History
- Name: Eversand
- Owner: Federal Ministry of Transport and Digital Infrastructure
- Port of registry: Bremerhaven, Germany
- Builder: Schichau Unterweser, Bremerhaven, Germany
- Yard number: 2246
- Laid down: 12 December 1972
- Launched: 4 April 1973
- Out of service: 2012
- Identification: IMO number: 8136087; Call sign: DBMK;
- Fate: sold

History
- Name: Eversand
- Operator: Van Laar Maritime
- Port of registry: Vanuatu
- Yard number: 2246
- Acquired: 2012
- Identification: IMO number: 8136087; MMSI number: 577112000; Call sign: YJTE4;
- Status: active

General characteristics
- Type: buoy tender
- Tonnage: 125.44 GRT
- Length: 29.23 m
- Beam: 6.12 m
- Draft: 1.55 m
- Installed power: 330 kW
- Propulsion: 1 x KHD diesel engine
- Speed: 10.5 knots
- Capacity: 34 tdw
- Crew: 5

= Eversand (ship) =

German support vessel

Eversand is a support vessel in service with Van Laar Maritime in the North Sea.
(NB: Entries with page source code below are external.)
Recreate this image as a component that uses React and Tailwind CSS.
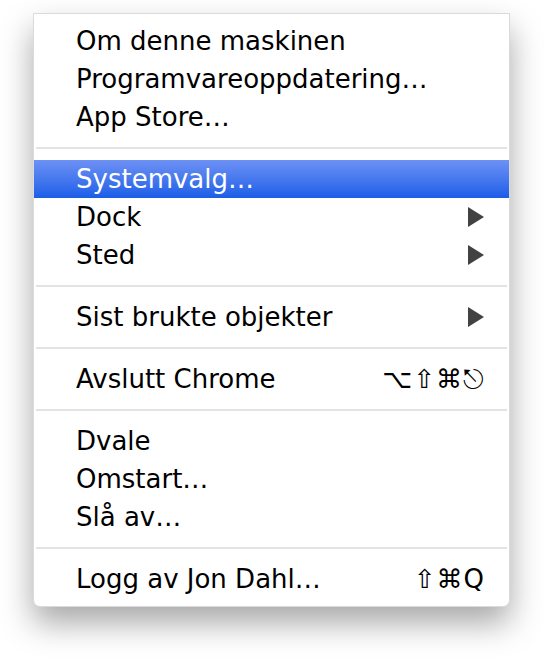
import React from "react";

const font = { fontFamily: '"DejaVu Sans", "Lucida Grande", sans-serif' };

const groups = [
  [
    { label: "Om denne maskinen" },
    { label: "Programvareoppdatering…" },
    { label: "App Store…" },
  ],
  [
    { label: "Systemvalg…", active: true },
    { label: "Dock", sub: true },
    { label: "Sted", sub: true },
  ],
  [{ label: "Sist brukte objekter", sub: true }],
  [{ label: "Avslutt Chrome", keys: "⌥⇧⌘⎋" }],
  [{ label: "Dvale" }, { label: "Omstart…" }, { label: "Slå av…" }],
  [{ label: "Logg av Jon Dahl…", keys: "⇧⌘Q" }],
];

function Arrow() {
  return (
    <svg width="16" height="20" viewBox="0 0 16 20" className="mr-[1px]">
      <path d="M0 0 L16 10 L0 20 Z" fill="#424242" />
    </svg>
  );
}

function Row({ item }) {
  return (
    <div
      className={`h-[38px] flex items-center justify-between pl-[42px] pr-[24px] ${
        item.active ? "bg-gradient-to-b from-[#6d91f4] to-[#1a5de8] text-white" : "text-black"
      }`}
    >
      <span>{item.label}</span>
      {item.sub && <Arrow />}
      {item.keys && <span className="tracking-[1px]">{item.keys}</span>}
    </div>
  );
}

export default function App() {
  return (
    <div className="w-[544px] h-[660px] bg-white pt-[13px] pl-[33px]" style={font}>
      <div className="w-[477px] bg-white border border-[#dadada] rounded-b-[7px] pt-[8px] pb-[8px] shadow-[0_16px_32px_rgba(0,0,0,0.35)] text-[26px] leading-none">
        {groups.map((g, gi) => (
          <div key={gi}>
            {gi > 0 && (
              <div className="h-[24px] flex items-center px-[2px]">
                <div className="h-[2px] w-full bg-[#e3e3e3]" />
              </div>
            )}
            {g.map((item) => (
              <Row key={item.label} item={item} />
            ))}
          </div>
        ))}
      </div>
    </div>
  );
}
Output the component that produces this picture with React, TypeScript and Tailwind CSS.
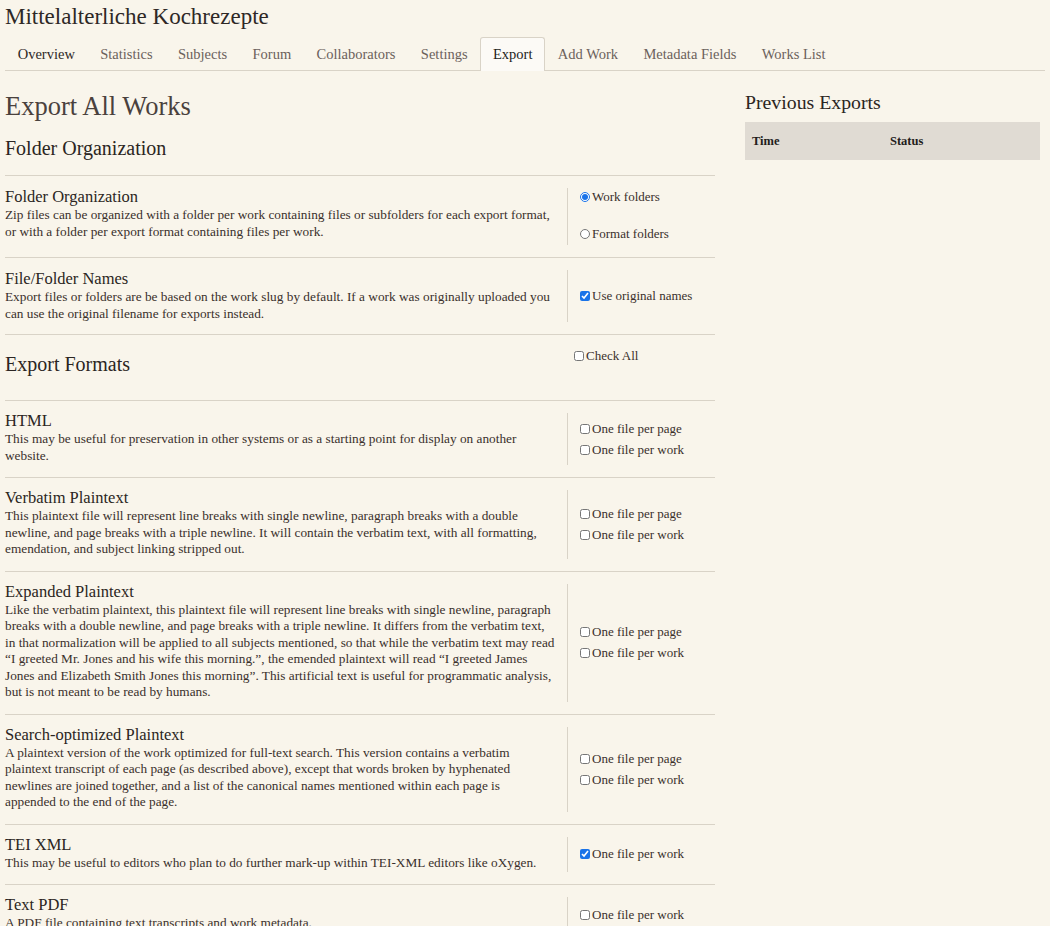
import React from "react";

const serif = { fontFamily: '"Liberation Serif", "Times New Roman", serif' };

type Opt = { label: string; checked?: boolean };
type Row = { title: string; desc: string; opts: Opt[]; narrow?: boolean };

const tabs = ["Overview", "Statistics", "Subjects", "Forum", "Collaborators", "Settings", "Export", "Add Work", "Metadata Fields", "Works List"];

function Box({ checked, type }: { checked?: boolean; type: "radio" | "checkbox" }) {
  return (
    <input
      type={type}
      defaultChecked={checked}
      name={type === "radio" ? "org" : undefined}
      className="m-0 mr-[2px] h-[10px] w-[10px] shrink-0 accent-[#1a73e8]"
    />
  );
}

function Text({ title, desc, pad, narrow }: { title: string; desc: string; pad: string; narrow?: boolean }) {
  return (
    <div className={`w-[562px] shrink-0 pr-[10.5px] ${pad}`}>
      <div className="text-[16.5px] leading-[20px] text-[#2b2522]">{title}</div>
      <div className={`text-[13.3px] leading-[16.5px] text-[#3a302b] ${narrow ? "max-w-[540px]" : ""}`}>{desc}</div>
    </div>
  );
}

function FormRow({ row, last, pad = "pt-[10px] pb-[13px]" }: { row: Row; last?: boolean; pad?: string }) {
  return (
    <div className={`flex ${last ? "" : "border-b border-[#d9d3c7]"}`}>
      <Text title={row.title} desc={row.desc} pad={pad} narrow={row.narrow} />
      <div className="my-[12px] flex flex-1 flex-col justify-center gap-[5px] border-l border-[#d9d3c7] pl-[12px]">
        {row.opts.map((o) => (
          <label key={o.label} className="flex items-center text-[13px] leading-[16px] text-[#3a302b]">
            <Box checked={o.checked} type="checkbox" />
            {o.label}
          </label>
        ))}
      </div>
    </div>
  );
}

const both: Opt[] = [{ label: "One file per page" }, { label: "One file per work" }];

const formats: Row[] = [
  { title: "HTML", desc: "This may be useful for preservation in other systems or as a starting point for display on another website.", opts: both },
  { title: "Verbatim Plaintext", desc: "This plaintext file will represent line breaks with single newline, paragraph breaks with a double newline, and page breaks with a triple newline. It will contain the verbatim text, with all formatting, emendation, and subject linking stripped out.", opts: both },
  { title: "Expanded Plaintext", desc: "Like the verbatim plaintext, this plaintext file will represent line breaks with single newline, paragraph breaks with a double newline, and page breaks with a triple newline. It differs from the verbatim text, in that normalization will be applied to all subjects mentioned, so that while the verbatim text may read \u201cI greeted Mr. Jones and his wife this morning.\u201d, the emended plaintext will read \u201cI greeted James Jones and Elizabeth Smith Jones this morning\u201d. This artificial text is useful for programmatic analysis, but is not meant to be read by humans.", opts: both },
  { title: "Search-optimized Plaintext", narrow: true, desc: "A plaintext version of the work optimized for full-text search. This version contains a verbatim plaintext transcript of each page (as described above), except that words broken by hyphenated newlines are joined together, and a list of the canonical names mentioned within each page is appended to the end of the page.", opts: both },
  { title: "TEI XML", desc: "This may be useful to editors who plan to do further mark-up within TEI-XML editors like oXygen.", opts: [{ label: "One file per work", checked: true }] },
  { title: "Text PDF", desc: "A PDF file containing text transcripts and work metadata.", opts: [{ label: "One file per work" }] },
];

export default function App() {
  return (
    <div style={serif} className="min-h-[926px] bg-[#f9f5eb] text-[#2b2522]">
      <div className="px-[5px] pt-[3px]">
        <h1 className="text-[23px] leading-[28px] text-[#2e2826]">Mittelalterliche Kochrezepte</h1>
        <nav className="mt-[6px] flex border-b border-[#d9d3c7] pr-[5px]">
          {tabs.map((t) => (
            <div
              key={t}
              className={`-mb-px px-[11.7px] pb-[7px] pt-[7px] text-[14.5px] leading-[18px] ${
                t === "Export"
                  ? "rounded-t-[3px] border border-b-0 border-[#d9d3c7] bg-[#fcfaf6] text-[#231d1b]"
                  : t === "Overview"
                  ? "border border-transparent text-[#2e2826]"
                  : "border border-transparent text-[#6b615b]"
              }`}
            >
              {t}
            </div>
          ))}
        </nav>
      </div>
      <div className="flex px-[5px] pt-[19px]">
        <main className="w-[710px] shrink-0">
          <h2 className="text-[26.5px] leading-[32px] text-[#4a413d]">Export All Works</h2>
          <h3 className="mt-[14px] border-b border-[#d9d3c7] pb-[15px] text-[20px] leading-[24px] text-[#2b2522]">Folder Organization</h3>
          <div className="flex border-b border-[#d9d3c7]">
            <Text
              title="Folder Organization"
              desc="Zip files can be organized with a folder per work containing files or subfolders for each export format, or with a folder per export format containing files per work."
              pad="pt-[11px] pb-[17px]"
            />
            <div className="my-[12px] flex flex-1 flex-col justify-between border-l border-[#d9d3c7] pb-[3px] pt-[1px] pl-[12px]">
              <label className="flex items-center text-[13px] leading-[16px] text-[#3a302b]"><Box type="radio" checked />Work folders</label>
              <label className="flex items-center text-[13px] leading-[16px] text-[#3a302b]"><Box type="radio" />Format folders</label>
            </div>
          </div>
          <FormRow
            pad="pt-[11px] pb-[12px]"
            row={{ title: "File/Folder Names", desc: "Export files or folders are be based on the work slug by default. If a work was originally uploaded you can use the original filename for exports instead.", opts: [{ label: "Use original names", checked: true }] }}
          />
          <div className="flex border-b border-[#d9d3c7] pb-[24px] pt-[17px]">
            <div className="w-[569px] shrink-0 text-[20px] leading-[24px]">Export Formats</div>
            <label className="-mt-[4px] flex h-[16px] items-center text-[13px] leading-[16px] text-[#3a302b]"><Box type="checkbox" />Check All</label>
          </div>
          {formats.map((r, i) => (
            <FormRow key={r.title} row={r} last={i === formats.length - 1} />
          ))}
        </main>
        <aside className="ml-[30px] flex-1 pr-[5px]">
          <h2 className="text-[19.8px] leading-[24px] text-[#2b2522]">Previous Exports</h2>
          <div className="mt-[8px] flex h-[38px] items-center bg-[#e0dbd3] px-[7px] text-[12.5px] font-bold text-[#231d1b]">
            <div className="w-[138px]">Time</div>
            <div>Status</div>
          </div>
        </aside>
      </div>
    </div>
  );
}
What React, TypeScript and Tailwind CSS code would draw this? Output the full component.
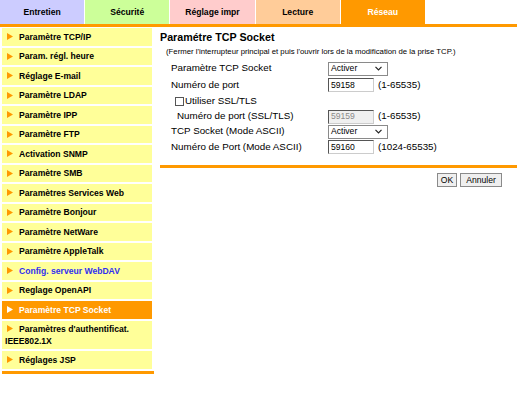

It served most of its career for the Waterways and Shipping Authority of Bremerhaven, Germany.

==History==
Eversand was laid down on 12 December 1972 at Schichau Unterweser AG in Bremerhaven, from where it was launched in 1973. It served laying and tending buoys about the mouth of the Weser. The ship also served to spray mudflats to assist in navigation.

The ship was decommissioned by the Waterways and Shipping Authority on 1 September 2012 and sold. It was replaced in service by the Nordergründe.

The ship was acquired and serves as a support vessel for off-shore development with the Dutch company Van Laar Maritime.